Citing CCF, Inc. v. First Nat'l Bank & Trust Co. (In re Slamans), 69 F.3d 468 (10th Cir. 1995), the court noted that there is disagreement about whether an LC Issuer is eligible for subrogation under this provision but that subrogation would "subvert the fundamental essence of letter of credit law" by violating the independence principle. The court concluded that the bankruptcy court did not err in relying on this decision "for proposition that the issuer of a letter of credit is not entitled to subrogation rights under Section 509."

The court noted in passing that, "however, by virtue of being fully secured on its letter of credit, and of having the bankruptcy court's leave to obtain full repayment from [the debtor's] certificates of deposit, the Bank already has in its hands a more complete remedy than was awarded to any of the issuers in the cases in which courts have granted issuers a right of subrogation."

The bank, however, contended that it was also entitled to equitable subrogation. In considering this argument, the court noted that "[e]quitable subrogation is generally appropriate where: (1) payment was made to protect the subrogee's own interest; (2) repayment by the subrogee was not voluntary; (3) the debt paid was one for which the subrogee was not primarily liable; (4) the entire debt was paid; and (5) subrogation will not injure the rights of others." The court found that Issuer failed to satisfy several of these criteria, including the third point by virtue of the bankruptcy court's conclusion that the independence principle automatically made Issuer independently responsible for the debt.

The court noted that there was no "overriding equitable principle that would require - or even support - a contrary result." It observed that, in issuing the LC, Issuer chose to rely on the CDs instead of other options such as accounts receivable. Such being the case, the court concluded that it is not the job of the courts "to rewrite the contract between the parties to afford [Issuer] greater protection than that for which it bargained. [Issuer] is in the business of selling letters of credit; it could factor in the risk of this situation", quoting Berliner Handels-Und Frankfurter Bank v. East Texas Steel Facilities, Inc. (In re East Texas Steel Facilities, Inc.), 117 B.R. 235, 243 (Bankr. N.D. Texas 1990).

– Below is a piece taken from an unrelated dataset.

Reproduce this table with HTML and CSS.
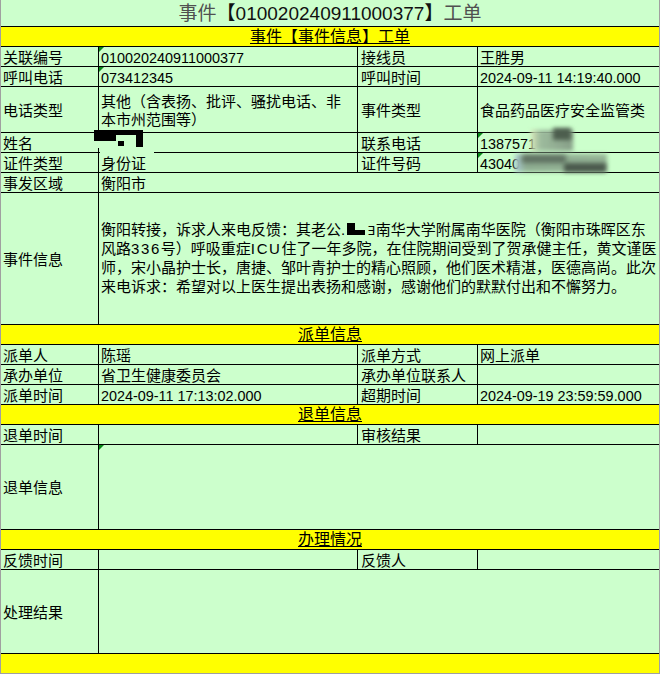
FILE: index.html
```html
<!DOCTYPE html>
<html lang="zh-CN">
<head>
<meta charset="utf-8">
<title>事件工单</title>
<link rel="stylesheet" href="styles.css">
</head>
<body>
<div class="sheet">
  <div class="row title"><span class="t-dim">事件</span><span class="t-main">【010020240911000377】</span><span class="t-dim">工单</span></div>
  <div class="row band"><span class="band-text">事件【事件信息】工单</span></div>

  <div class="row quad">
    <div class="cell">关联编号</div>
    <div class="cell num mark">010020240911000377</div>
    <div class="cell lab3">接线员</div>
    <div class="cell">王胜男</div>
  </div>
  <div class="row quad">
    <div class="cell">呼叫电话</div>
    <div class="cell num mark">073412345</div>
    <div class="cell lab3">呼叫时间</div>
    <div class="cell num">2024-09-11 14:19:40.000</div>
  </div>
  <div class="row quad tall">
    <div class="cell">电话类型</div>
    <div class="cell"><div>其他（含表扬、批评、骚扰电话、非<br>本市州范围等）</div></div>
    <div class="cell lab3">事件类型</div>
    <div class="cell">食品药品医疗安全监管类</div>
  </div>
  <div class="row quad">
    <div class="cell">姓名</div>
    <div class="cell"></div>
    <div class="cell lab3">联系电话</div>
    <div class="cell num mark">1387571</div>
  </div>
  <div class="row quad">
    <div class="cell">证件类型</div>
    <div class="cell">身份证</div>
    <div class="cell lab3">证件号码</div>
    <div class="cell num mark">43040</div>
  </div>
  <div class="row pair">
    <div class="cell">事发区域</div>
    <div class="cell">衡阳市</div>
  </div>
  <div class="row pair info">
    <div class="cell">事件信息</div>
    <div class="cell para"><div>衡阳转接，诉求人来电反馈：其老公.<svg class="inl-redact" width="19" height="13" viewBox="0 0 19 13"><rect x="1" y="0" width="8" height="12" fill="#000"/><rect x="8" y="7" width="11" height="5" fill="#000"/></svg><span class="exist">∃</span>南华大学附属南华医院（衡阳市珠晖区东<br>风路<span class="lat">336</span>号）呼吸重症<span class="lat">ICU</span>住了一年多院，在住院期间受到了贺承健主任，黄文谨医<br>师，宋小晶护士长，唐捷、邹叶青护士的精心照顾，他们医术精湛，医德高尚。此次<br>来电诉求：希望对以上医生提出表扬和感谢，感谢他们的默默付出和不懈努力。</div></div>
  </div>

  <div class="row band"><span class="band-text">派单信息</span></div>
  <div class="row quad">
    <div class="cell">派单人</div>
    <div class="cell">陈瑶</div>
    <div class="cell lab3">派单方式</div>
    <div class="cell">网上派单</div>
  </div>
  <div class="row quad">
    <div class="cell">承办单位</div>
    <div class="cell">省卫生健康委员会</div>
    <div class="cell lab3">承办单位联系人</div>
    <div class="cell"></div>
  </div>
  <div class="row quad">
    <div class="cell">派单时间</div>
    <div class="cell num">2024-09-11 17:13:02.000</div>
    <div class="cell lab3">超期时间</div>
    <div class="cell num">2024-09-19 23:59:59.000</div>
  </div>

  <div class="row band"><span class="band-text">退单信息</span></div>
  <div class="row quad">
    <div class="cell">退单时间</div>
    <div class="cell"></div>
    <div class="cell lab3">审核结果</div>
    <div class="cell"></div>
  </div>
  <div class="row pair back">
    <div class="cell">退单信息</div>
    <div class="cell mark"></div>
  </div>

  <div class="row band"><span class="band-text">办理情况</span></div>
  <div class="row quad">
    <div class="cell">反馈时间</div>
    <div class="cell"></div>
    <div class="cell lab3">反馈人</div>
    <div class="cell"></div>
  </div>
  <div class="row pair result">
    <div class="cell">处理结果</div>
    <div class="cell"></div>
  </div>
  <div class="row band last"></div>

  <svg class="name-redact" width="62" height="26" viewBox="0 0 62 26">
    <rect x="7" y="24" width="54" height="1" fill="#ccffcc"/>
    <rect x="5" y="13" width="2" height="7" fill="#ccffcc"/>
    <rect x="1" y="2" width="22" height="11" fill="#000"/>
    <rect x="1" y="2" width="49" height="5" fill="#000"/>
    <rect x="25" y="13" width="6" height="5" fill="#000"/>
    <rect x="43" y="2" width="7" height="17" fill="#000"/>
  </svg>
  <div class="blur phone-a"></div>
  <div class="blur phone-b"></div>
  <div class="blur id-a"></div>
  <div class="blur id-b"></div>
  <div class="blur id-c"></div>
</div>
</body>
</html>
```
FILE: styles.css
```css
* {
  box-sizing: border-box;
}

body {
  margin: 0;
  font-family: "Liberation Sans", "Noto Sans CJK SC", sans-serif;
  color: #000;
}

.sheet {
  position: relative;
  width: 660px;
  height: 674px;
  background: #ccffcc;
  border: 1px solid #a0a0a0;
  border-top: none;
}

.row {
  display: grid;
  grid-template-columns: 97px 259px 120px 182px;
  height: 20px;
  border-bottom: 1px solid #000;
}

.row.pair {
  grid-template-columns: 97px 1fr;
}

.row.tall {
  height: 46px;
}

.row.info {
  height: 132px;
}

.row.back {
  height: 85px;
}

.row.result {
  height: 84px;
}

.row.title {
  display: flex;
  justify-content: center;
  align-items: center;
  height: 27px;
  font-size: 19px;
  line-height: 22px;
  padding-top: 2px;
}

.t-dim {
  color: #505050;
}

.t-main {
  color: #111;
}

.row.band {
  display: flex;
  justify-content: center;
  align-items: center;
  background: #ffff00;
  font-size: 16px;
  line-height: 18px;
  padding-top: 1px;
}

.row.band.last {
  border-bottom: none;
  height: 19px;
}

.band-text {
  text-decoration: underline;
  text-underline-offset: 1px;
}

.cell {
  position: relative;
  display: flex;
  align-items: center;
  padding: 2px 0 0 2px;
  font-size: 15px;
  line-height: 18px;
  white-space: nowrap;
}

.cell + .cell {
  border-left: 1px solid #000;
}

.cell.lab3 {
  padding-left: 3px;
}

.cell.num {
  font-size: 14.4px;
}

.cell.mark::before {
  content: "";
  position: absolute;
  left: 0;
  top: 0;
  border-top: 5px solid #0a8a1a;
  border-right: 5px solid transparent;
}

.cell.para {
  padding-top: 0;
  line-height: 18.7px;
}

.lat {
  letter-spacing: 1.6px;
}

.inl-redact {
  vertical-align: -1px;
  margin-left: 1px;
}

.exist {
  font-family: "DejaVu Sans", sans-serif;
  font-size: 12px;
  margin: 0 1px 0 2px;
}

.name-redact {
  position: absolute;
  left: 92px;
  top: 128px;
}

.blur {
  position: absolute;
}

.phone-a {
  left: 530px;
  top: 130px;
  width: 42px;
  height: 21px;
  background: linear-gradient(to right, #d8e6b8 0%, #9dbb9d 22%, #879f88 100%);
  filter: blur(2px);
}

.phone-b {
  left: 552px;
  top: 128px;
  width: 18px;
  height: 12px;
  background: #4d5e4e;
  filter: blur(2px);
}

.id-a {
  left: 514px;
  top: 154px;
  width: 92px;
  height: 18px;
  background: linear-gradient(to right, #a9c6d4 0%, #8fae92 12%, #94b495 100%);
  filter: blur(2px);
}

.id-b {
  left: 521px;
  top: 155px;
  width: 44px;
  height: 8px;
  background: #5e6f60;
  filter: blur(2.5px);
}

.id-c {
  left: 563px;
  top: 163px;
  width: 42px;
  height: 9px;
  background: #4b5a4d;
  filter: blur(2px);
}
```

The court noted that "[t]he particular inequity for which equitable subrogation is the solution is not present in this case, and the Bank has given the court no reason to conclude that the doctrine of equitable subrogation has ever been used to provide relief from the collateral predicament in which the Bank finds itself. That is, there is nothing in the jurisprudence of equitable subrogation to suggest that the doctrine is intended to be used as the Bank seeks to use it, to rectify its failure to fully protect itself on collateral letters of credit issued to parties other than [Beneficiary] by making a claim on [Applicant] assets held, or once held, by [Beneficiary], to which other parties have legitimate claims."